Trios
Passé quarante ans, quand l’observateur voit combien sont vaines toutes les pensées qui s’agitent dans les cerveaux humains et ‑combien sont creuses celles qui lui avaient d’abord semblé profondes, il se prend à regretter de n’avoir pas borné son intelligence à la production de sons harmonieux.
Hélas, pourquoi lui est-il impossible, par ignorance de la musique, de s’étourdir avec des mélodies, et de tirer, devant l’abîme d’incertitude qui est le terme de son existence, comme un rideau splendide fait de sonates, de concertos, d’oratorios, d’hymnes, d’intermèdes, de chants de toutes sortes !
Edmond Thiaudière, La Proie du Néant (Notes d’un pessimiste)
Entre la sonate pour violon et piano et le quatuor avec piano, le trio classique : piano, violon, violoncelle, sorte de sonate à trois, occupe une place singulière. Ceux des ‑compositeurs qui s’y sont attelés en ont ‑souvent réalisé de petits chefs‑d’œuvre : Beethoven (Trio à l’Archiduc), Mendelssohn (deux trios merveilleusement romantiques), Brahms, Schumann, Tchaïkovski (Trio à la mémoire d’un grand artiste). Qui n’a pas eu les larmes aux yeux en découvrant le déchirant Trio n° 2 de Chostakovitch ? Et quel bonheur raffiné à l’écoute de l’ineffable Trio de Ravel, sommet de subtilité !
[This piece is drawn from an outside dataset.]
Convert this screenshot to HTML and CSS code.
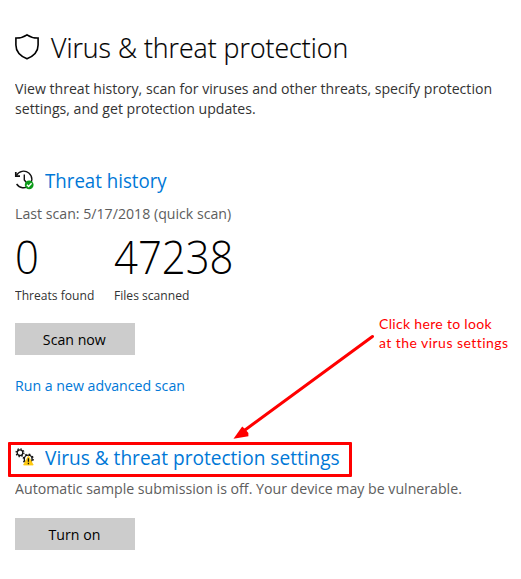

Alors que le quatuor avec piano voit s’opposer deux blocs, le piano et le quatuor, comme dans un concerto, que la sonate pour violon et piano est un dialogue équilibré entre deux partenaires, le trio est une combinaison ‑complexe de trois caractères qui suppose une symbiose difficile à réaliser. Il s’ensuit que, tandis qu’il n’existe que très peu de formations permanentes de musiciens pour le quatuor avec piano, et peu de duos ‑permanents piano-violon (si l’on excepte les duos légendaires tels que Yehudi-Hephzibah Menuhin, Ferras-Barbizet, Heifetz-Piatigorsky), en revanche, les trios sont généralement joués par des « trios » constitués et stables dont deux, très différents, nous présentent aujourd’hui leurs enregistrements récents : le Trio Pascal et le Trio Karénine.
Trio Pascal : les trios de Schubert
Les Trios de Schubert vous sont familiers. Élégants, d’un romantisme tendre et de bon aloi, ils s’inscrivent résolument dans la tradition beethovénienne du Trio à l’Archiduc. Mais au-delà de l’écoute superficielle, ces deux trios se révèlent plus profonds qu’il n’y paraît. Schumann écrira, en découvrant l’opus 100 (mi bémol) enfin édité un an après la mort de Schubert : « En dehors de la musique de Schubert, il n’en existe aucune qui soit aussi étonnante dans ses cheminements, ses combinaisons et ses sautes d’idées, néanmoins logiques. » Le Trio Pascal est composé du père, Denis (piano), et de ses deux fils, Alexandre (violon) et Aurélien (violoncelle) et ce lien affectif crée une symbiose inhabituellement forte qui se ressent d’emblée, comme une évidence. Une interprétation précise, mesurée, chaleureuse aussi, qui convient bien à cette musique tendre et mélancolique.
2 CD MUSICA
Trio Karénine : Schoenberg, La Nuit transfigurée
Quel contraste ! Pour interpréter cette pièce emblématique de Schoenberg, transcrite pour trio par un disciple du compositeur, le jeune mais déjà célèbre Trio Karénine a fait un choix déterminant. Aidé par un ingénieur du son (dont le nom n’est pas révélé) qui a organisé une prise de son d’une extraordinaire fidélité, avec un piano aux basses hors normes (un Bösendorfer ?), nos trois musiciens jouent une musique inattendue, exceptionnelle, explosive, qui vous prend et ne vous laisse aucun répit jusqu’à l’accord final. Que vous soyez ou non familiers de cette œuvre, la dernière de la période postromantique de Schoenberg avant le passage au dodécaphonisme, vous ne pouvez qu’être transportés par cette recréation, qui mérite absolument la découverte.
Sur le même disque, deux autres transcriptions : les Six Pièces en forme de canon de Schumann, lumineuses, et Tristia, extrait de Vallée d’Obermann, de Liszt.